Posted on the 07 July 2014 by Thomasjford

noah

Starring: Russell Crowe, Jennifer Connelly, Emma Watson, Ray Winstone, Anthony Hopkins, Logan Lerman

Directed by: Darren Aranofsky

Synopsis: A man is chosen by his world’s creator to undertake a momentous mission before an apocalyptic flood cleanses the world.

 A film like Noah was always going to divide opinion. The fact that a story told over a couple of pages could be expanded to a movie with a run time over two hours means there is more than a little ‘padding’ taking place.

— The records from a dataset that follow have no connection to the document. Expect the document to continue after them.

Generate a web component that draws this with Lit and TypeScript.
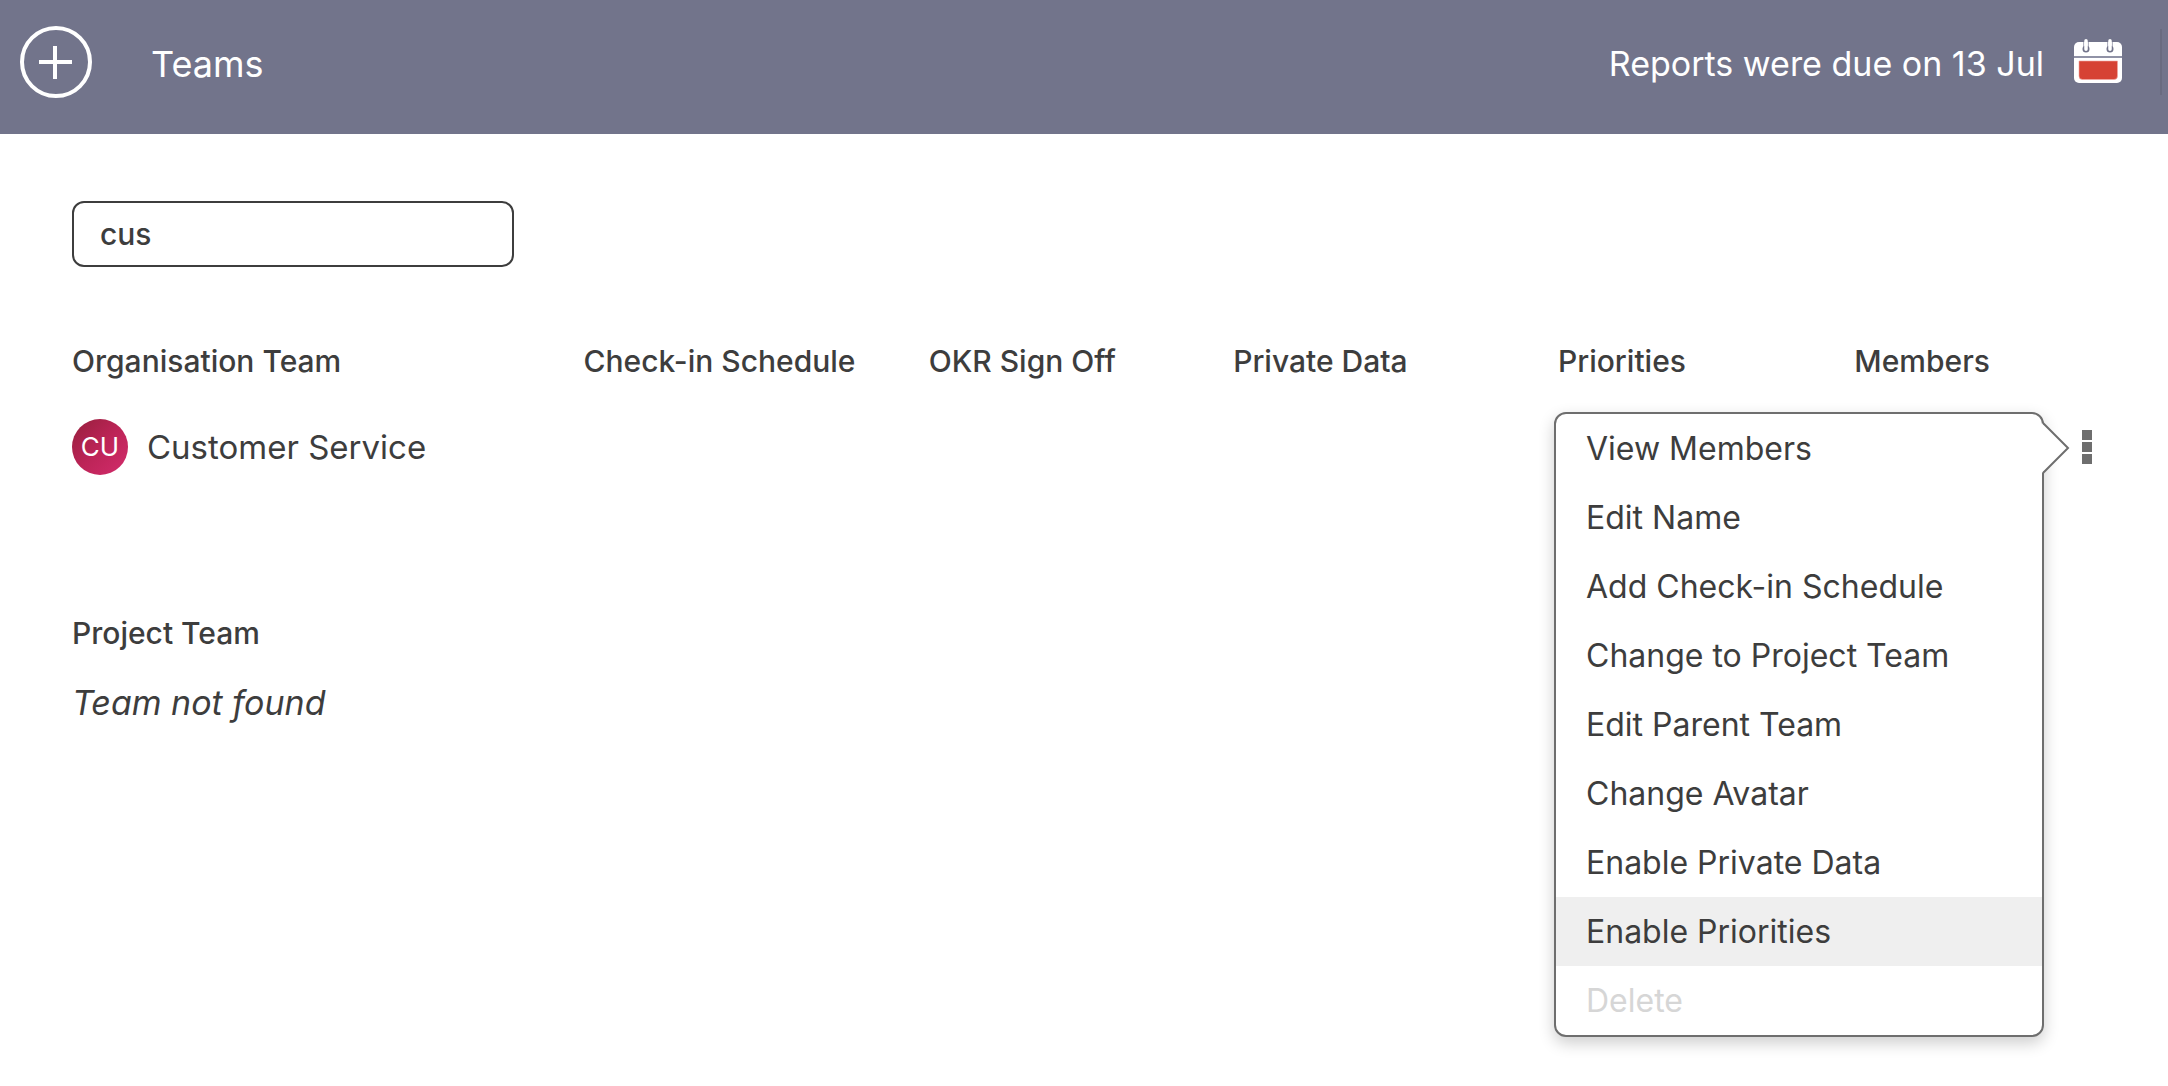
import { LitElement, html, css, svg } from "lit";
import { customElement, property, state } from "lit/decorators.js";
import { classMap } from "lit/directives/class-map.js";

interface MenuAction {
  label: string;
  disabled?: boolean;
  active?: boolean;
}

const COLUMNS = [
  { label: "Organisation Team", name: "team" },
  { label: "Check-in Schedule", name: "schedule" },
  { label: "OKR Sign Off", name: "okr" },
  { label: "Private Data", name: "private" },
  { label: "Priorities", name: "priorities" },
  { label: "Members", name: "members" },
];

const ACTIONS: MenuAction[] = [
  { label: "View Members" },
  { label: "Edit Name" },
  { label: "Add Check-in Schedule" },
  { label: "Change to Project Team" },
  { label: "Edit Parent Team" },
  { label: "Change Avatar" },
  { label: "Enable Private Data" },
  { label: "Enable Priorities", active: true },
  { label: "Delete", disabled: true },
];

const calendarShapes = svg`
  <rect x="0" y="3" width="48" height="41" rx="5" fill="#fff" />
  <rect x="0" y="17" width="48" height="2" fill="#9092a6" />
  <path d="M5 22H43.500V37Q43.500 40.500 40 40.500H8.500Q5 40.500 5 37Z" fill="#d64234" stroke="#f0a8a2" stroke-width="0.600" />
  <circle cx="12" cy="10" r="3.500" fill="#72748b" />
  <circle cx="36" cy="10" r="3.500" fill="#72748b" />
  <path d="M9.800 3V10M14.200 3V10M33.800 3V10M38.200 3V10" stroke="#72748b" stroke-width="0.800" />
  <path d="M12 1.800V10.200M36 1.800V10.200" stroke="#fff" stroke-width="3.500" stroke-linecap="round" />
`;

@customElement("top-bar")
export class TopBar extends LitElement {
  @property() heading = "";
  @property() notice = "";

  static styles = css`
    :host {
      display: block;
      background: #72748b;
      color: #fff;
    }
    .bar {
      display: flex;
      align-items: center;
      height: 134px;
      padding: 0 6px 10px 20px;
      box-sizing: border-box;
    }
    .add {
      display: flex;
      align-items: center;
      justify-content: center;
      width: 72px;
      height: 72px;
      padding: 0;
      border: 4px solid #fff;
      border-radius: 50%;
      background: none;
      color: inherit;
      cursor: pointer;
    }
    .title,
    .notice {
      padding-top: 4px;
      line-height: 44px;
    }
    .title {
      flex: 1;
      margin: 0 0 0 59px;
      font-size: 36px;
      font-weight: 400;
    }
    .notice {
      font-size: 34px;
    }
    .calendar {
      display: flex;
      margin: 0 38px 2px 30px;
      padding: 0;
      border: 0;
      background: none;
      cursor: pointer;
    }
    .divider {
      width: 2px;
      height: 66px;
      background: #696b80;
    }
  `;

  render() {
    return html`
      <header class="bar">
        <button class="add" aria-label="Add team">
          <svg width="34" height="34" viewBox="0 0 34 34" aria-hidden="true">
            <path d="M0 17H33M16 1V34" stroke="#fff" stroke-width="4" fill="none" />
          </svg>
        </button>
        <h1 class="title">${this.heading}</h1>
        <span class="notice">${this.notice}</span>
        <button class="calendar" aria-label="Open calendar">
          <svg width="48" height="44" viewBox="0 0 48 44" aria-hidden="true">${calendarShapes}</svg>
        </button>
        <span class="divider"></span>
      </header>
    `;
  }
}

@customElement("action-menu")
export class ActionMenu extends LitElement {
  @property({ attribute: false }) actions: MenuAction[] = [];
  @state() private open = true;

  static styles = css`
    :host {
      display: block;
      position: relative;
    }
    .trigger {
      display: flex;
      flex-direction: column;
      align-items: center;
      justify-content: center;
      gap: 2px;
      width: 30px;
      height: 56px;
      padding: 0;
      border: 0;
      background: none;
      cursor: pointer;
    }
    .dot {
      width: 10px;
      height: 10px;
      background: #6e6e6e;
    }
    .menu {
      position: absolute;
      top: -7px;
      right: calc(100% + 28px);
      z-index: 1;
      width: 490px;
      box-sizing: border-box;
      border: 2px solid #6e6e6e;
      border-radius: 12px;
      background: #fff;
      box-shadow: 0 6px 16px rgba(0, 0, 0, 0.2);
    }
    .arrow {
      position: absolute;
      top: 8px;
      left: 100%;
    }
    .list {
      margin: 0;
      padding: 0;
      list-style: none;
      overflow: hidden;
      border-radius: 10px;
    }
    .item {
      display: block;
      width: 100%;
      height: 69px;
      padding: 0 30px;
      border: 0;
      background: none;
      color: #3d3d3d;
      font-family: inherit;
      font-size: 32px;
      text-align: left;
      cursor: pointer;
    }
    .item.active,
    .item:hover:enabled {
      background: #efefef;
    }
    .item:disabled {
      color: #d6d6d6;
      cursor: default;
    }
  `;

  render() {
    return html`
      <button
        class="trigger"
        aria-label="Team actions"
        aria-expanded=${this.open}
        @click=${() => (this.open = !this.open)}
      >
        <span class="dot"></span><span class="dot"></span><span class="dot"></span>
      </button>
      ${this.open
        ? html`<div class="menu">
            <ul class="list">
              ${this.actions.map(
                (a) => html`<li>
                  <button class=${classMap({ item: true, active: !!a.active })} ?disabled=${a.disabled}>
                    ${a.label}
                  </button>
                </li>`
              )}
            </ul>
            <svg class="arrow" width="28" height="52" viewBox="0 0 28 52" aria-hidden="true">
              <path d="M0 1L26 26L0 51Z" fill="#fff" />
              <path d="M1 1L26 26L1 51" fill="none" stroke="#6e6e6e" stroke-width="2" />
            </svg>
          </div>`
        : null}
    `;
  }
}

@customElement("app-root")
export class AppRoot extends LitElement {
  @state() private query = "cus";

  static styles = css`
    :host {
      display: block;
      min-height: 100vh;
      background: #fff;
      color: #3d3d3d;
      font-family: Inter, "Liberation Sans", sans-serif;
    }
    .content {
      padding: 67px 66px 48px 72px;
    }
    .search {
      display: block;
      width: 442px;
      height: 66px;
      box-sizing: border-box;
      padding: 0 26px;
      border: 2px solid #3d3d3d;
      border-radius: 12px;
      background: #fff;
      color: inherit;
      font-family: inherit;
      font-size: 30px;
      font-weight: 500;
      outline: none;
    }
    .teams {
      width: 100%;
      margin-top: 74px;
      border-collapse: collapse;
      table-layout: fixed;
    }
    .teams th {
      height: 40px;
      padding: 0;
      font-size: 30px;
      line-height: 40px;
      font-weight: 500;
      text-align: left;
      white-space: nowrap;
    }
    .teams td {
      padding: 38px 0 0;
    }
    .col-team {
      width: 25.2%;
    }
    .col-schedule {
      width: 17%;
    }
    .col-okr {
      width: 15%;
    }
    .col-private {
      width: 16%;
    }
    .col-priorities {
      width: 14.6%;
    }
    .col-actions {
      width: 30px;
    }
    .team {
      display: flex;
      align-items: center;
      gap: 19px;
      font-size: 33px;
      line-height: 44px;
    }
    .avatar {
      display: flex;
      align-items: center;
      justify-content: center;
      width: 56px;
      height: 56px;
      border-radius: 50%;
      background: linear-gradient(135deg, #961f3c, #bc2457 50%, #d32c6c);
      color: #fff;
      font-size: 26px;
    }
    .subheading {
      margin: 138px 0 0;
      font-size: 30px;
      line-height: 40px;
      font-weight: 500;
    }
    .empty {
      margin: 28px 0 0;
      font-size: 34px;
      line-height: 44px;
      font-style: italic;
    }
  `;

  render() {
    return html`
      <top-bar heading="Teams" notice="Reports were due on 13 Jul"></top-bar>
      <main class="content">
        <input
          class="search"
          type="text"
          aria-label="Search teams"
          .value=${this.query}
          @input=${(e: Event) => (this.query = (e.target as HTMLInputElement).value)}
        />
        <table class="teams">
          <colgroup>
            ${COLUMNS.map((c) => html`<col class="col-${c.name}" />`)}
            <col class="col-actions" />
          </colgroup>
          <thead>
            <tr>
              ${COLUMNS.map((c) => html`<th scope="col">${c.label}</th>`)}
              <td></td>
            </tr>
          </thead>
          <tbody>
            <tr>
              <td>
                <div class="team"><span class="avatar">CU</span><span>Customer Service</span></div>
              </td>
              <td></td>
              <td></td>
              <td></td>
              <td></td>
              <td></td>
              <td><action-menu .actions=${ACTIONS}></action-menu></td>
            </tr>
          </tbody>
        </table>
        <h2 class="subheading">Project Team</h2>
        <p class="empty">Team not found</p>
      </main>
    `;
  }
}
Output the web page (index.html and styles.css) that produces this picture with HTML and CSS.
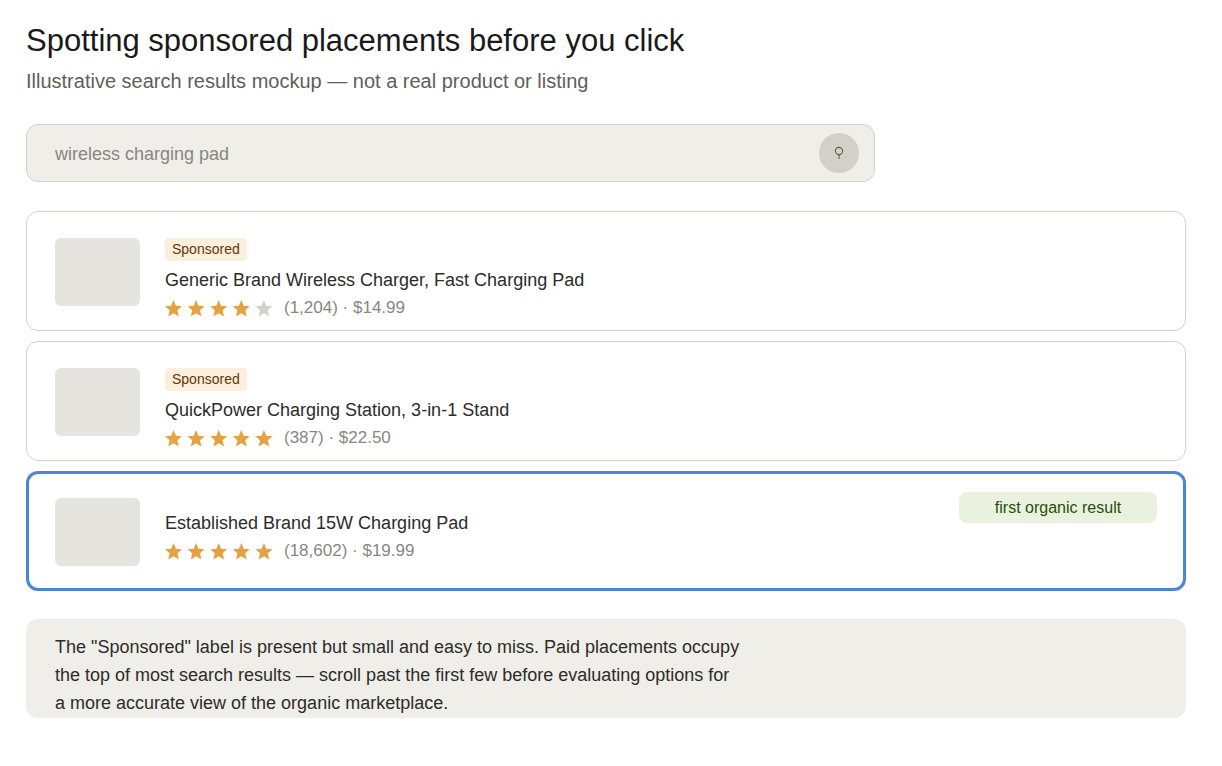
FILE: index.html
```html
<!DOCTYPE html>
<html lang="en">
<head>
    <meta charset="UTF-8">
    <meta name="viewport" content="width=device-width, initial-scale=1.0">
    <title>Spotting sponsored placements before you click</title>
    <link rel="stylesheet" href="styles.css">
</head>
<body>
    <svg class="sprite" width="0" height="0" aria-hidden="true">
        <symbol id="star" viewBox="0 0 17 17">
            <path d="M8.5 0 L10.9 5.8 L17 6.2 L12.4 10.2 L13.8 16.4 L8.5 13.2 L3.2 16.4 L4.6 10.2 L0 6.2 L6.1 5.8 Z"/>
        </symbol>
    </svg>

    <header>
        <h1>Spotting sponsored placements before you click</h1>
        <p class="subtitle">Illustrative search results mockup — not a real product or listing</p>
    </header>

    <form class="search" role="search">
        <input type="text" class="search-input" aria-label="Search" value="wireless charging pad">
        <button type="button" class="search-button" aria-label="Search">
            <svg width="10" height="14" viewBox="0 0 10 14" fill="none" stroke="#5f5e5a" stroke-width="1.1">
                <circle cx="5" cy="5" r="3.6"/>
                <path d="M5 8.6 V13"/>
            </svg>
        </button>
    </form>

    <main class="results">
        <article class="result">
            <div class="thumb"></div>
            <div class="result-body">
                <span class="sponsored">Sponsored</span>
                <h2>Generic Brand Wireless Charger, Fast Charging Pad</h2>
                <div class="rating">
                    <svg class="stars" width="108" height="17" role="img" aria-label="4 out of 5 stars">
                        <use href="#star" x="0" width="17" height="17"/>
                        <use href="#star" x="22.6" width="17" height="17"/>
                        <use href="#star" x="45.2" width="17" height="17"/>
                        <use href="#star" x="67.8" width="17" height="17"/>
                        <use href="#star" x="90.4" width="17" height="17" class="empty"/>
                    </svg>
                    <span>(1,204) · $14.99</span>
                </div>
            </div>
        </article>

        <article class="result">
            <div class="thumb"></div>
            <div class="result-body">
                <span class="sponsored">Sponsored</span>
                <h2>QuickPower Charging Station, 3-in-1 Stand</h2>
                <div class="rating">
                    <svg class="stars" width="108" height="17" role="img" aria-label="5 out of 5 stars">
                        <use href="#star" x="0" width="17" height="17"/>
                        <use href="#star" x="22.6" width="17" height="17"/>
                        <use href="#star" x="45.2" width="17" height="17"/>
                        <use href="#star" x="67.8" width="17" height="17"/>
                        <use href="#star" x="90.4" width="17" height="17"/>
                    </svg>
                    <span>(387) · $22.50</span>
                </div>
            </div>
        </article>

        <article class="result organic">
            <div class="thumb"></div>
            <div class="result-body">
                <h2>Established Brand 15W Charging Pad</h2>
                <div class="rating">
                    <svg class="stars" width="108" height="17" role="img" aria-label="5 out of 5 stars">
                        <use href="#star" x="0" width="17" height="17"/>
                        <use href="#star" x="22.6" width="17" height="17"/>
                        <use href="#star" x="45.2" width="17" height="17"/>
                        <use href="#star" x="67.8" width="17" height="17"/>
                        <use href="#star" x="90.4" width="17" height="17"/>
                    </svg>
                    <span>(18,602) · $19.99</span>
                </div>
            </div>
            <span class="organic-label">first organic result</span>
        </article>
    </main>

    <p class="note">
        The "Sponsored" label is present but small and easy to miss. Paid placements occupy<br>
        the top of most search results — scroll past the first few before evaluating options for<br>
        a more accurate view of the organic marketplace.
    </p>
</body>
</html>
```
FILE: styles.css
```css
* {
    box-sizing: border-box;
}
body {
    margin: 0;
    padding: 22px 36px 48px 26px;
    background-color: #fff;
    color: #2c2c2a;
    font-family: "Liberation Sans", Arial, sans-serif;
    font-size: 18px;
}
.sprite {
    display: block;
}
h1, h2, p {
    margin: 0;
    font-weight: normal;
}
h1 {
    font-size: 31px;
    line-height: 38px;
    color: #1a1a1a;
}
.subtitle {
    font-size: 20px;
    line-height: 28px;
    margin-top: 7px;
    color: #5f5e5a;
}
.search {
    display: flex;
    align-items: center;
    width: 849px;
    max-width: 100%;
    margin-top: 29px;
    padding: 8px 15px 8px 28px;
    background-color: #f0eee9;
    border: 1px solid #d3d1c7;
    border-radius: 12px;
}
.search-input {
    flex: 1;
    min-width: 0;
    padding: 2px 0 0;
    border: none;
    background: none;
    font: inherit;
    color: #888780;
}
.search-button {
    display: flex;
    align-items: center;
    justify-content: center;
    width: 40px;
    height: 40px;
    padding: 0;
    border: none;
    border-radius: 50%;
    background-color: #d3d1c7;
    cursor: pointer;
}
.results {
    display: flex;
    flex-direction: column;
    gap: 10px;
    margin-top: 29px;
}
.result {
    display: flex;
    align-items: flex-start;
    min-height: 120px;
    padding: 26px 28px 8px;
    border: 1px solid #d3d1c7;
    border-radius: 12px;
}
.thumb {
    width: 85px;
    height: 68px;
    border-radius: 6px;
    background-color: #e5e4df;
}
.result-body {
    flex: 1;
    margin-left: 25px;
}
.sponsored {
    display: block;
    width: fit-content;
    padding: 0 7px;
    margin-bottom: 5px;
    border-radius: 4px;
    background-color: #faeedc;
    color: #633806;
    font-size: 14px;
    line-height: 23px;
}
h2 {
    font-size: 18px;
    line-height: 28px;
}
.rating {
    display: flex;
    align-items: center;
    gap: 11px;
    font-size: 17px;
    line-height: 28px;
    color: #888780;
}
.stars {
    fill: #e5a243;
}
.stars .empty {
    fill: #d3d1c7;
}
.organic {
    padding: 24px 26px 6px;
    border: 3px solid #4a86d8;
}
.organic .result-body {
    padding-top: 11px;
}
.organic-label {
    width: 198px;
    margin-top: -6px;
    border-radius: 8px;
    background-color: #eaf2df;
    color: #27500a;
    font-size: 16px;
    line-height: 31px;
    text-align: center;
}
.note {
    margin-top: 28px;
    padding: 14px 29px 1px;
    border-radius: 12px;
    background-color: #f0eee9;
    line-height: 28px;
}
```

I have no idea what people with religious beliefs thought of the movie, but seeing as I have none, I thought it was OK. Not great, not even nearly great, just decent.

To be honest, and I’m not sure what this says about me as a person, but the only think I actually know about the story of Noah is that he built an ark and all the animals went in two by two. I know nothing of the surrounding story, and to be honest again, having watched Noah, I still don’t think I’m any the wiser.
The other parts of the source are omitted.